Remedios, con los ojos encharcados, afirmaba con la cabeza.
—Sí, una carta, pero solo una. Por lo visto está muy ocupado y no puede escribir. Yo le escribo todos los días.
Su prima, enternecida, cogía un cepillo del baño y peinaba su melena para tranquilizarla.
—¿Te falta mucho dinero para el pasaje?
Remedios, desesperada, se llevaba las manos a la cara y ocultaba su dolor.
—Con lo que gano en la tienda necesitaría trabajar dos años para pagarlo, y Ramiro tampoco tiene dinero.
Angustia, sufrimiento… Remedios se tumbaba en la cama y no se quería levantar.
—Quizá… ir a Canarias no es tan buena idea —le aconsejó su prima, intentando hacerla entrar en razón—. Aquí tienes familia y trabajo ¿Allí de qué vas a sobrevivir?
La chica, enfadada, puso los brazos en jarra y la miró acusadora, como si hubiera dicho una blasfemia.
—Buscaré trabajo —le contestó ofendida—. ¡Algo me saldrá!

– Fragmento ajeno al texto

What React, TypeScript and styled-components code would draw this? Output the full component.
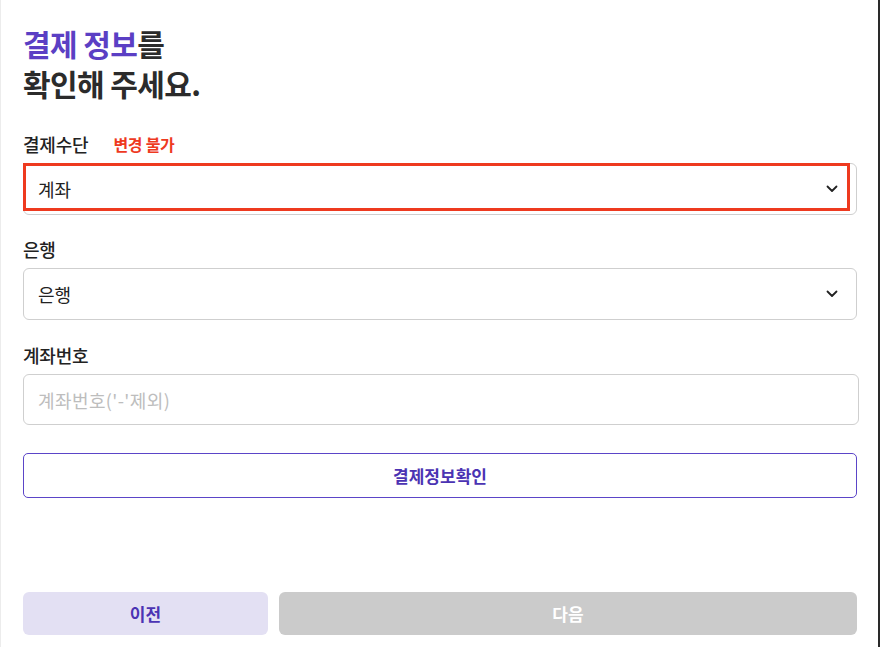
import React from "react";
import styled, { createGlobalStyle } from "styled-components";

const GlobalStyle = createGlobalStyle`
	* {
		box-sizing: border-box;
	}
	body {
		margin: 0;
		background: #ffffff;
		font-family: "Noto Sans CJK KR", "Noto Sans", sans-serif;
		color: #222222;
	}
`;

const Page = styled.div`
	width: 880px;
	min-height: 647px;
	display: flex;
	flex-direction: column;
	padding: 23px 0 12px 22px;
	border-left: 1px solid #ececec;
	border-right: 2px solid #2a2a2a;
	background: #ffffff;
`;

const Title = styled.h1`
	margin: 0;
	font-size: 30px;
	line-height: 40px;
	font-weight: 700;
	letter-spacing: -0.6px;
	color: #2b2b2b;
`;

const Accent = styled.span`
	color: #5b3fc4;
`;

const Field = styled.div<{ $top: number }>`
	display: flex;
	flex-direction: column;
	gap: 7px;
	margin-top: ${(p) => p.$top}px;
	width: 834px;
`;

const LabelRow = styled.div`
	display: flex;
	align-items: center;
	gap: 25px;
	height: 24px;
`;

const Label = styled.span`
	font-size: 18px;
	font-weight: 500;
	letter-spacing: -0.2px;
	color: #222222;
`;

const Warning = styled.span`
	font-size: 16px;
	font-weight: 700;
	letter-spacing: -0.3px;
	color: #ee3a1f;
`;

const SelectWrap = styled.div`
	position: relative;
`;

const SelectBox = styled.div`
	height: 52px;
	display: flex;
	align-items: center;
	justify-content: space-between;
	padding: 0 18px 0 14px;
	border: 1px solid #cfcfcf;
	border-radius: 6px;
	font-size: 18px;
	color: #222222;
`;

const LockedMark = styled.div`
	position: absolute;
	left: 0;
	top: 0;
	width: 827px;
	height: 48px;
	border: 3px solid #ee3a1f;
	pointer-events: none;
`;

const TextInput = styled.input`
	width: 836px;
	height: 51px;
	padding: 0 14px;
	border: 1px solid #cfcfcf;
	border-radius: 6px;
	font-family: inherit;
	font-size: 18px;
	color: #222222;
	outline: none;
	&::placeholder {
		color: #bdbdbd;
		letter-spacing: 0.4px;
	}
`;

const CheckButton = styled.button`
	margin-top: 28px;
	width: 834px;
	height: 45px;
	border: 1.5px solid #5b45c8;
	border-radius: 5px;
	background: #ffffff;
	font-family: inherit;
	font-size: 17px;
	font-weight: 700;
	color: #4b33b3;
`;

const Footer = styled.div`
	margin-top: auto;
	width: 834px;
	display: grid;
	grid-template-columns: 245px 1fr;
	gap: 11px;
`;

const NavButton = styled.button<{ $primary?: boolean }>`
	height: 43px;
	border: none;
	border-radius: 6px;
	font-family: inherit;
	font-size: 17px;
	font-weight: 700;
	background: ${(p) => (p.$primary ? "#cbcbcb" : "#e3e0f3")};
	color: ${(p) => (p.$primary ? "#ffffff" : "#4b33b3")};
`;

const Chevron = () => (
	<svg width="12" height="8" viewBox="0 0 12 8" fill="none">
		<polyline points="1.5,1.5 6,6 10.5,1.5" stroke="#222" strokeWidth="1.8" strokeLinecap="round" strokeLinejoin="round" />
	</svg>
);

const App: React.FC = () => {
	return (
		<>
			<GlobalStyle />
			<Page>
				<Title>
					<Accent>결제 정보</Accent>를
					<br />
					확인해 주세요.
				</Title>

				<Field $top={29}>
					<LabelRow>
						<Label>결제수단</Label>
						<Warning>변경 불가</Warning>
					</LabelRow>
					<SelectWrap>
						<SelectBox>
							계좌
							<Chevron />
						</SelectBox>
						<LockedMark />
					</SelectWrap>
				</Field>

				<Field $top={22}>
					<LabelRow>
						<Label>은행</Label>
					</LabelRow>
					<SelectBox>
						은행
						<Chevron />
					</SelectBox>
				</Field>

				<Field $top={23}>
					<LabelRow>
						<Label>계좌번호</Label>
					</LabelRow>
					<TextInput placeholder="계좌번호('-'제외)" />
				</Field>

				<CheckButton>결제정보확인</CheckButton>

				<Footer>
					<NavButton>이전</NavButton>
					<NavButton $primary>다음</NavButton>
				</Footer>
			</Page>
		</>
	);
};

export default App;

Su prima, que la amaba con locura y no le gustaba hablarle de esa manera, agachó la mirada antes de continuar. Sabía que lo que iba a decirle era horrible, pero era mejor ser franca y mostrarle la realidad.
—Remedios… ¿de verdad piensas que va a contratarte alguien? —le preguntó entristecida—. Aquí porque tienes la tienda de tus padres, si no…
La joven, furiosa, se levantó de la cama y se fue al salón. ¡No quería seguir escuchándola!
—¡Haré lo que sea! ¿Sabes? ¡Lo que sea! —gritó irritada—. ¡Haré cualquier cosa por estar junto a él!
NUEVE
Silencio.
A veces los silencios pueden son más dolorosos que cualquier sonido o reproche.
El silencio es el ruido que produce la soledad, mudo, cortante.
Cuando llevas demasiado tiempo sin oír nada, la congoja te anuda el pecho y te impide respirar.
No hay nadie.
Nada.
Estás solo.
La luz de la habitación apagada y la luna enganchada en las cortinas. Don Manuel miraba al techo en silencio y las sombras huían de su mirada.
Solo.
Él era el único usuario de la residencia que no recibía visitas ni cartas ni llamadas.
Nada.
El trato con los gerocultores era lo más parecido que tenía a un amigo o al encuentro con un familiar.
Solo.
«Monstruo, enfermo, desviado. ¡Arderás en el infierno!».
Voces del pasado que regresaban a su mente y lo hacían estremecer. Insultos que creía olvidados se adherían a su cuerpo y recorrían su piel.